Совсем иное звучание инструмента — в Рапсодии для фортепиано с оркестром (к 110-летию со дня рождения Арама Хачатуряна). Само по себе произведение — очень визуальное, почти кинематографичное, благодаря сменяющим друг друга ярко контрастным разделам. А еще, оно было единственным в этот вечер с едва уловимой, но скорбной интонацией. Может быть, тому виной дудук (соло Хачатура Саркисянца), в котором таится врожденная меланхолия, непреодолимая печаль целых поколений. Может быть, напряженная, неистовая середина, сменяющаяся картиной ликующего шествия, но затем неизбежно возвращающаяся к отрешенной грусти. Вазген Вартанян, колдующий за роялем, удивительным образом сумел трансформировать звук клавиш. Перед публикой калейдоскопом пронеслись небесный перезвон колокольчиков, рокот рвущейся наружу раскаленной лавы, россыпь самых разнообразных «ударностей», торжество колоколов, нарочито открытый, как бы «народный» тембр, задумчивый трогательный напев… В руках пианиста инструмент сам по себе был оркестром в миниатюре.
Концерт для кларнета по стилистике родственен Третьему фортепианному: та же расширенная тональность, жестко диссонирующие созвучия, опора на внутреннюю пульсацию и какой-то неравномерный «бит». Только сфера образов совсем иная: в Фортепианном концерте это был праздник, напоминающий пряный восточный базар или «петрушечный» балаган Стравинского (сходство даже в гармонических красках и техническом приеме полиладовости). Здесь — серьезный и несколько воинственный топос, суровые архаичные интонации, усиленные свистящими, шелестящими и псевдоклавесинными звучностями. Солист — Игорь Фёдоров, которому и посвящено это сочинение, — продемонстрировал всю шкалу виртуозности, динамических и тембровых возможностей инструмента, превратив безымянный концерт в древнюю легенду, хранящую память о битвах, драмах и потерях.
Вокальный цикл «Несовершенство нашего мира удел…» написан на стихи французского символиста Поля Валери и японского поэта и философа Рёкана.
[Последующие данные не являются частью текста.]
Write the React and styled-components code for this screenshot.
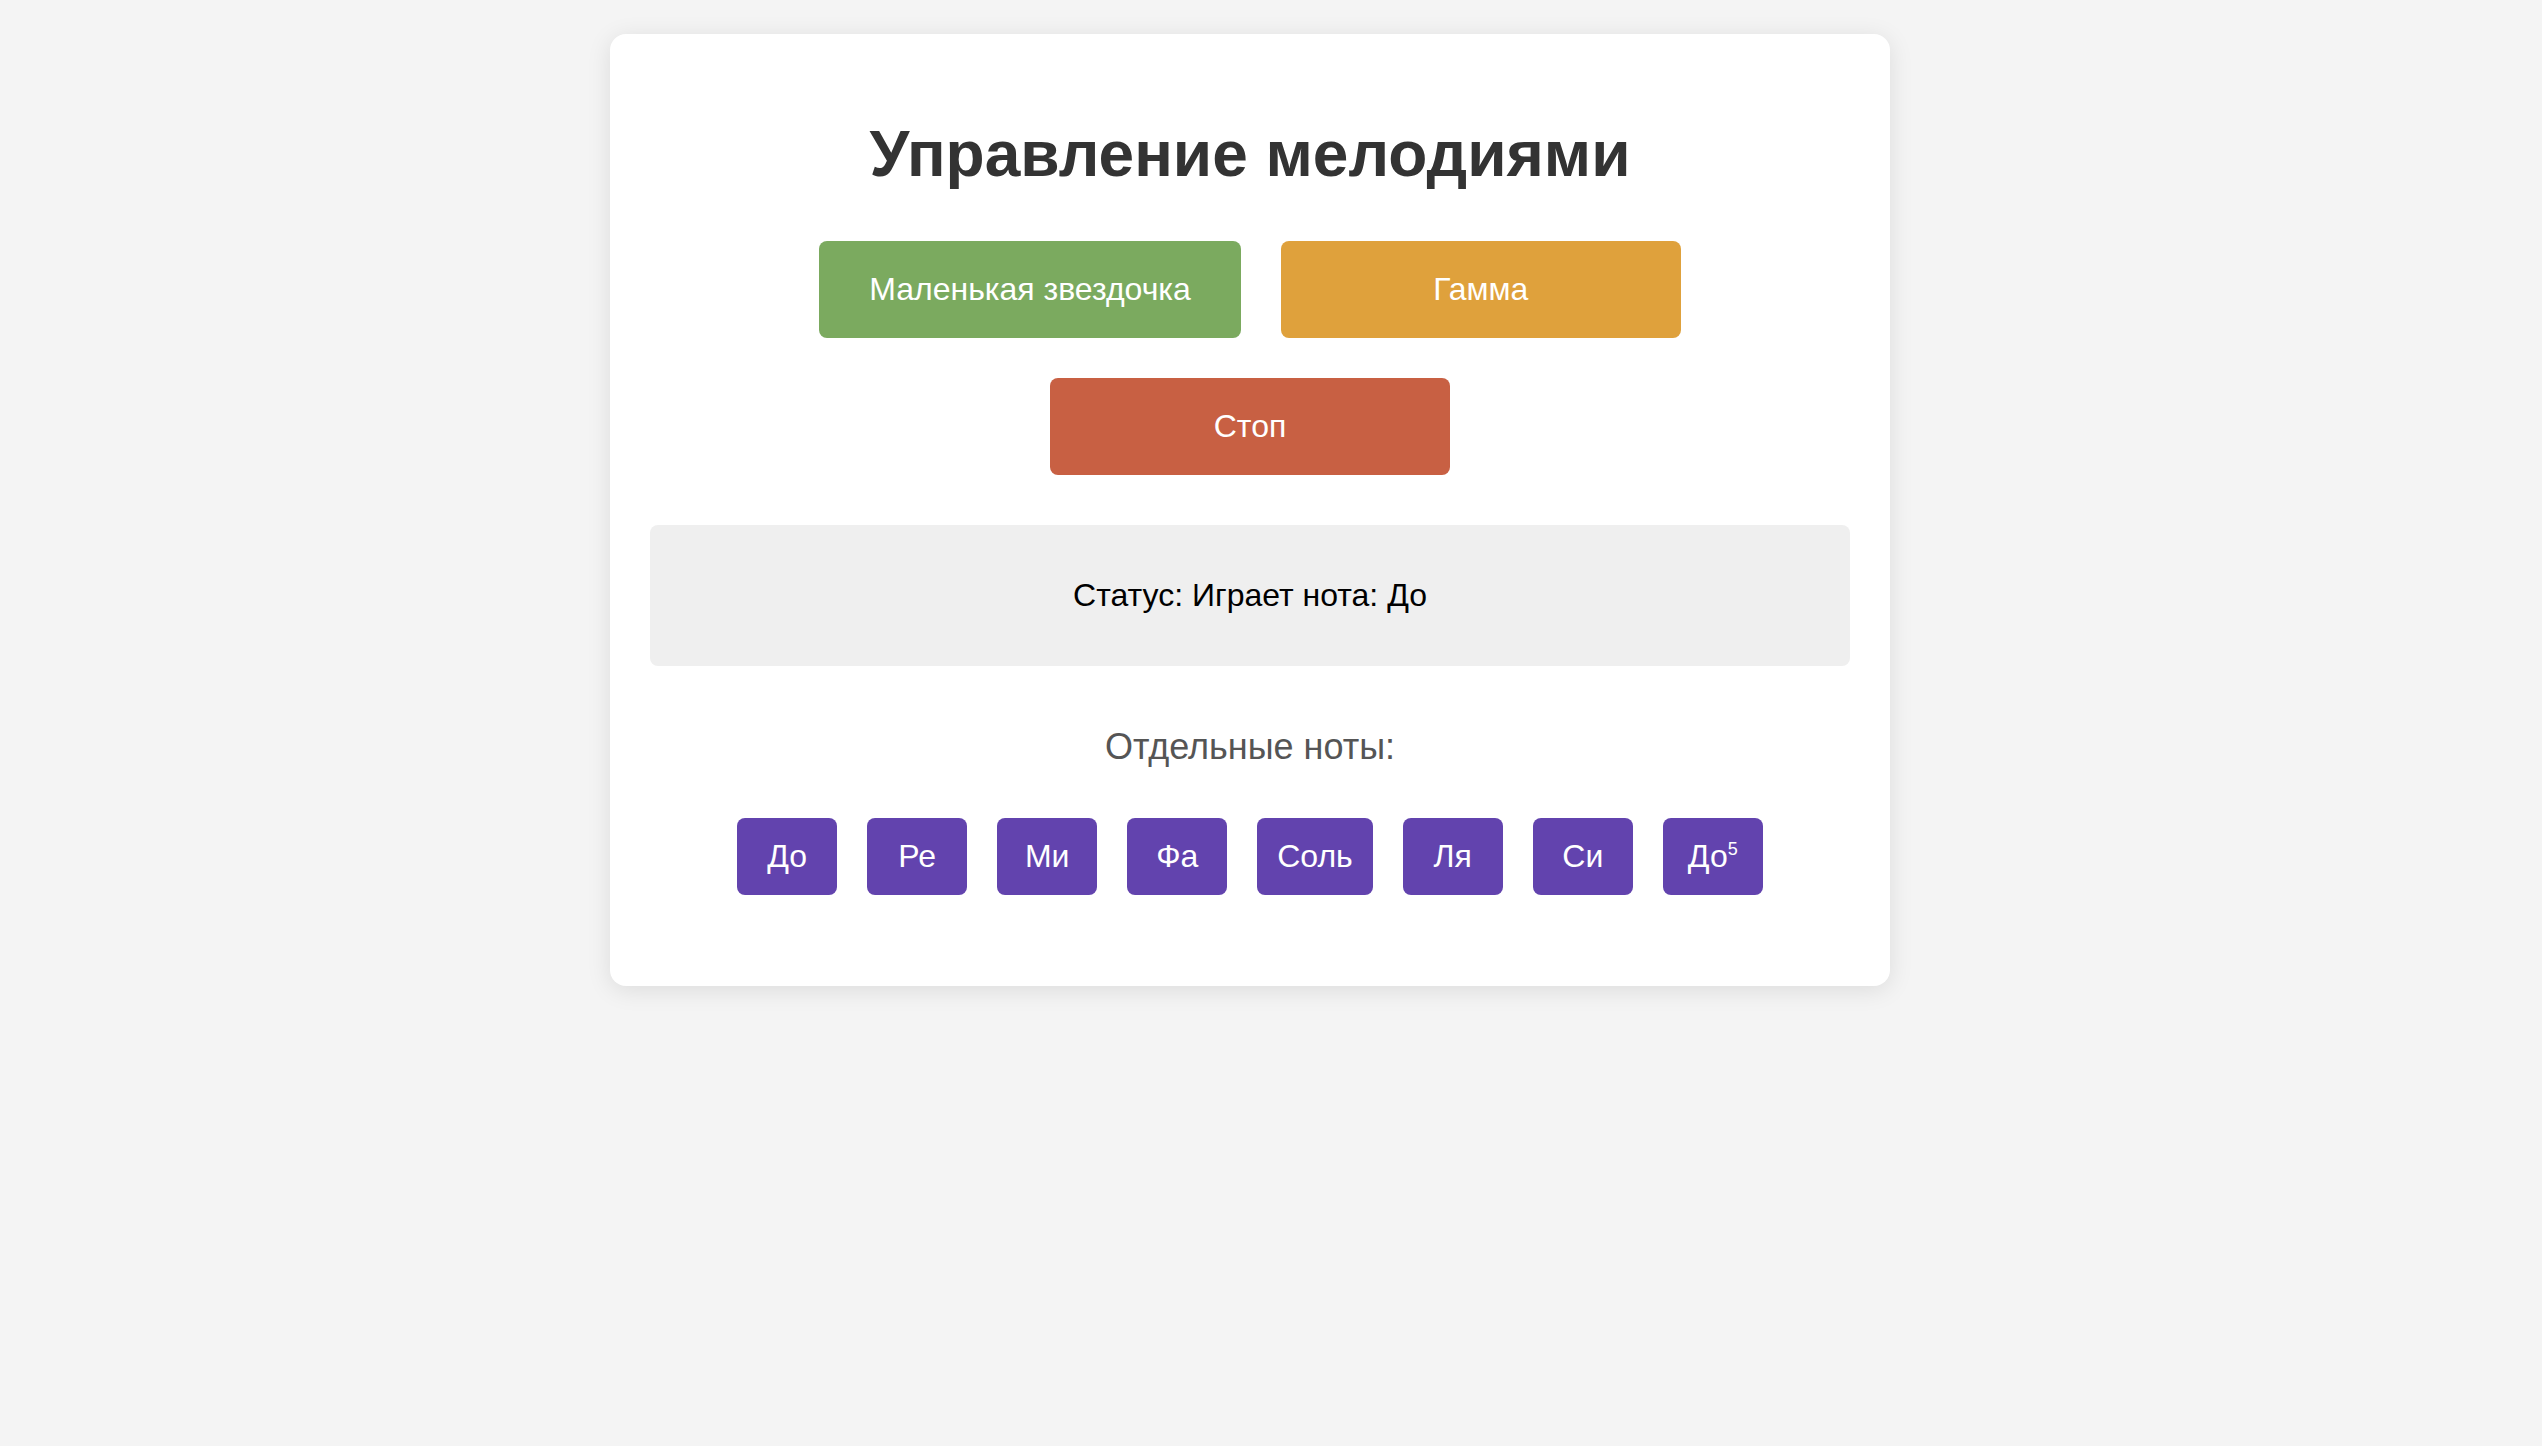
import React from "react";
import styled, { createGlobalStyle } from "styled-components";

const Global = createGlobalStyle`
  html, body {
    margin: 0;
    padding: 0;
    background: #f4f4f4;
    font-family: "Liberation Sans", Arial, sans-serif;
  }
  * { box-sizing: border-box; }
`;

const Page = styled.div`
  width: 2500px;
  padding: 34px 0;
`;

const Card = styled.div`
  width: 1280px;
  margin: 0 auto;
  padding: 40px 40px 91px;
  background: #ffffff;
  border-radius: 16px;
  box-shadow: 0 4px 24px rgba(0, 0, 0, 0.1);
  text-align: center;
`;

const Title = styled.h1`
  margin: 43px 0 50px;
  font-size: 64px;
  font-weight: bold;
  color: #333333;
  line-height: 74px;
`;

const Controls = styled.div`
  display: flex;
  flex-wrap: wrap;
  justify-content: center;
  gap: 40px;
`;

const ControlButton = styled.button`
  min-width: 400px;
  padding: 30px 50px;
  border: none;
  border-radius: 8px;
  background: ${(p) => p.$bg};
  color: #ffffff;
  font-family: "Liberation Sans", Arial, sans-serif;
  font-size: 32px;
  line-height: 37px;
  cursor: pointer;
`;

const Status = styled.div`
  margin-top: 50px;
  padding: 52px 20px;
  background: #efefef;
  border-radius: 8px;
  font-size: 32px;
  line-height: 37px;
  color: #000000;
`;

const SubTitle = styled.h3`
  margin: 61px 0 51px;
  font-size: 36px;
  font-weight: normal;
  line-height: 40px;
  color: #555555;
`;

const Notes = styled.div`
  display: flex;
  flex-wrap: wrap;
  justify-content: center;
  align-items: flex-start;
  gap: 30px;
`;

const NoteButton = styled.button`
  min-width: 100px;
  padding: 20px 20px;
  border: none;
  border-radius: 8px;
  background: #6243ae;
  color: #ffffff;
  font-family: "Liberation Sans", Arial, sans-serif;
  font-size: 32px;
  line-height: 37px;
  cursor: pointer;

  sup {
    font-size: 18px;
    line-height: 0;
  }
`;

const notes = ["До", "Ре", "Ми", "Фа", "Соль", "Ля", "Си"];

export default function App() {
  return (
    <>
      <Global />
      <Page>
        <Card>
          <Title>Управление мелодиями</Title>
          <Controls>
            <ControlButton $bg="#7baa5f">Маленькая звездочка</ControlButton>
            <ControlButton $bg="#dfa13c">Гамма</ControlButton>
            <ControlButton $bg="#c86043">Стоп</ControlButton>
          </Controls>
          <Status>Статус: Играет нота: До</Status>
          <SubTitle>Отдельные ноты:</SubTitle>
          <Notes>
            {notes.map((n) => (
              <NoteButton key={n}>{n}</NoteButton>
            ))}
            <NoteButton>
              До<sup>5</sup>
            </NoteButton>
          </Notes>
        </Card>
      </Page>
    </>
  );
}
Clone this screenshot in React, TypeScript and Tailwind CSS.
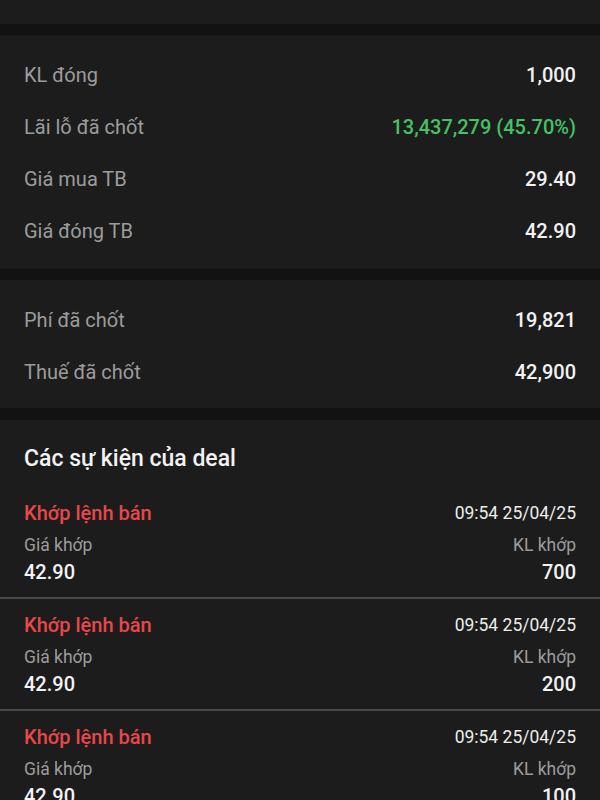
import React from 'react';

const summary = [
  { label: 'KL đóng', value: '1,000' },
  { label: 'Lãi lỗ đã chốt', value: '13,437,279 (45.70%)', green: true },
  { label: 'Giá mua TB', value: '29.40' },
  { label: 'Giá đóng TB', value: '42.90' },
];

const fees = [
  { label: 'Phí đã chốt', value: '19,821' },
  { label: 'Thuế đã chốt', value: '42,900' },
];

const events = [
  { time: '09:54 25/04/25', price: '42.90', qty: '700' },
  { time: '09:54 25/04/25', price: '42.90', qty: '200' },
  { time: '09:54 25/04/25', price: '42.90', qty: '100' },
];

const Row = ({ label, value, green }: { label: string; value: string; green?: boolean }) => (
  <div className="flex h-[52px] items-center justify-between">
    <span className="text-[20px] text-[#9c9c9c]">{label}</span>
    <span className={`text-[20px] font-medium ${green ? 'text-[#45c267]' : 'text-[#f2f2f2]'}`}>{value}</span>
  </div>
);

export default function App() {
  return (
    <div className="h-[800px] overflow-hidden bg-[#121212]" style={{ fontFamily: 'Roboto, "Noto Sans", sans-serif' }}>
      <div className="h-[24px] bg-[#1c1c1c]" />

      <section className="mt-[11px] bg-[#1c1c1c] px-6 pt-[14px] pb-[12px]">
        {summary.map((r) => (
          <Row key={r.label} {...r} />
        ))}
      </section>

      <section className="mt-[11px] bg-[#1c1c1c] px-6 pt-[14px] pb-[10px]">
        {fees.map((r) => (
          <Row key={r.label} {...r} />
        ))}
      </section>

      <section className="mt-[12px] bg-[#1c1c1c]">
        <h2 className="px-6 pt-[25px] pb-[14px] text-[23px] leading-[28px] font-medium text-[#f2f2f2]">
          Các sự kiện của deal
        </h2>
        {events.map((e, i) => (
          <div key={i} className="border-b-2 border-[#4a4a4a] px-6 pt-[14px] pb-[13px]">
            <div className="flex items-center justify-between leading-[24px]">
              <span className="text-[20px] font-medium text-[#e8474b]">Khớp lệnh bán</span>
              <span className="text-[17.5px] text-[#ececec]">{e.time}</span>
            </div>
            <div className="mt-[9px] flex items-center justify-between text-[17.5px] leading-[22px] text-[#9c9c9c]">
              <span>Giá khớp</span>
              <span>KL khớp</span>
            </div>
            <div className="mt-[4px] flex items-center justify-between text-[20px] leading-[24px] font-medium text-[#f2f2f2]">
              <span>{e.price}</span>
              <span>{e.qty}</span>
            </div>
          </div>
        ))}
      </section>
    </div>
  );
}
В двух различных и непохожих культурах Толибхон Шахиди нашел что-то общее и созвучное ему самому: красоту мгновения, гармонию природы, тайны Бытия в быте, выражение невыразимого… Музыка (всего лишь три миниатюры) чудо как хороша и почему-то вызвала у меня ассоциации с японскими и китайскими гравюрами. В этих непритязательных рисунках изящество, отчетливость деталей и узорчатое кружево штриха перекликаются с филигранностью, осмысленностью каждого звука в цикле. Здесь нет ни пышности, ни броскости, — только утонченная, несказанно красивая лирика. И голос исполнительницы Натальи Павловой — глубокий, прозрачный, чувственный — в полной мере соответствовал волшебству этих музыкальных зарисовок.
Во время авторского вечера Толибхона Шахиди неоднократно ловила себя на мысли, какой великий путь прошла академическая музыка с тех самых пор, как у ее создателей родилась шальная идея внести немного восточной экзотики в благопристойный уклад гармонии и контрапункта. Помните «Галантные Индии» Рамо, а затем «янычарские» эпизоды в операх Глюка и Моцарта? Тогда музыкальный Восток воспринимался только как колоритная диковинка, зрелище в звуках. Спустя почти столетие кучкисты открыли миру Восток созерцательный, самобытный. В ХХ веке он стал основой всевозможных концепций. И вот теперь в музыке — целая философия. И что гораздо важнее, эта музыка создана тем, кто знает, о чем говорит.
Стиль композитора сложно охарактеризовать, — ассоциативный ряд получается уж очень разнообразный. Чувствуется советская композиторская школа, твердая рука Арама Хачатуряна и его творческое кредо: сочинять с опорой на национальную музыкальную культуру, найдя при этом свой собственный почерк. Слышится что-то и от неофольклористов — Стравинского, Бартока, Щедрина, и от импрессионистов с их извечной тягой к сонорной краске (какая-нибудь «Иберия» Дебюсси или «Испанская рапсодия» Равеля), и от киномузыки — самых лучших ее образцов (в творчестве Эдуарда Артемьева, Александра Деспла, Дарио Марианелли и других). И всё это подчинено одной цели — красоте. Причем, красоте высшей пробы, которая не боится времени.